SLACK et al. v. METROPOLITAN TRUST CO. OF CALIFORNIA et al.
This is an appeal by the plaintiffs from a judgment in an action based upon a mortgage certificate; i. e., a written contract on the part of the Security Investment Company to pay money to the plaintiffs, and an ancillary contract between the said company and the Metropolitan Trust Company, made for the benefit of the plaintiffs, whereby the trust company, it was alleged, agreed in case of default to pay the sum due on said certificate out of funds of the security company in the possession of the trust company. The case was tried on the merits, but, after the evidence was closed, the court held that before the plaintiffs could recover it was necsary for them to allege and prove that the trust company had moneys in its possession which were payable toward the plaintiffs' certificate at the time demand was made upon it.
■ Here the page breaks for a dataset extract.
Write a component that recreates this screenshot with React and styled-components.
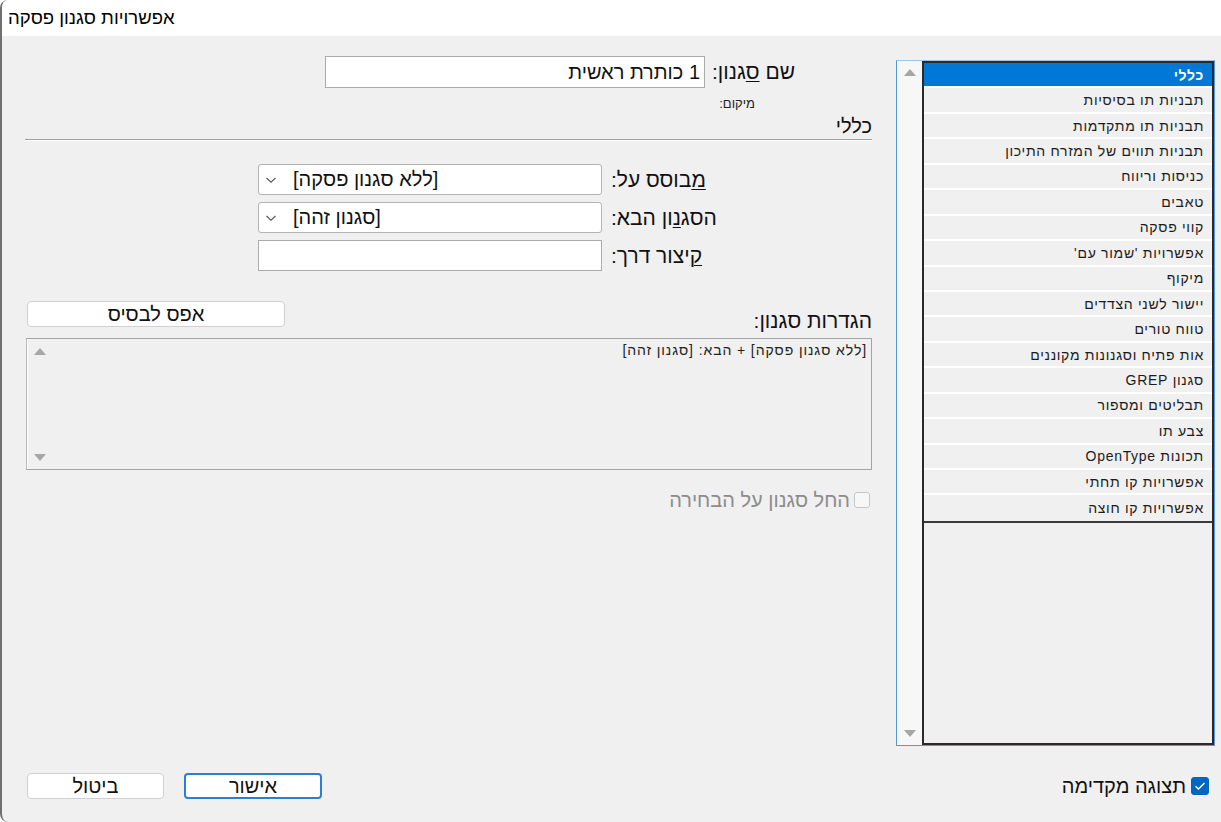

On two different occasions the plaintiffs moved the court for permission to amend their complaint for the purpose of setting up such allegation. The court denied said motions and rendered, first, a judgment on the merits in favor of defendants, but finally it changed the judgment to read “without prejudice to plaintiffs to maintain another action against the defendants upon the mortgage certificate referred to in the complaint.” It is the contention of the plaintiffs that the court erred in denying their motions for permission to amend the complaint and that the court erred in rendering a judgment “without prejudice.”
It will be observed that the proposed amendment did not set up a new cause of action, neither did it in any way seek to change the nature of the action. Where justice will be served by permitting an amendment, and the rights of other parties are not prejudiced, a court may not arbitrarily deny a motion to amend. Amendments should be liberally allowed in order to secure fair and speedy trials on the merits, and in this case the denial of the motion to amend was an abuse of discretion.
Likewise the court erred in refusing to render a judgment on the merits. The plaintiffs were knocking at the door, asking for justice. As it was said in olden time, “What man is there of you, whom if his son ask bread, will he give him a stone?” Chief Justice Waste, speaking for the court in the case of Milo v. Prior, 210 Cal. 569, 292 P. 647, 648, said with more direct applicability, “A cause tried and submitted on its merits should never result in a judgment without prejudice.”
We concur: STEPHENS, P. J.; FRICKE, Justice pro tem.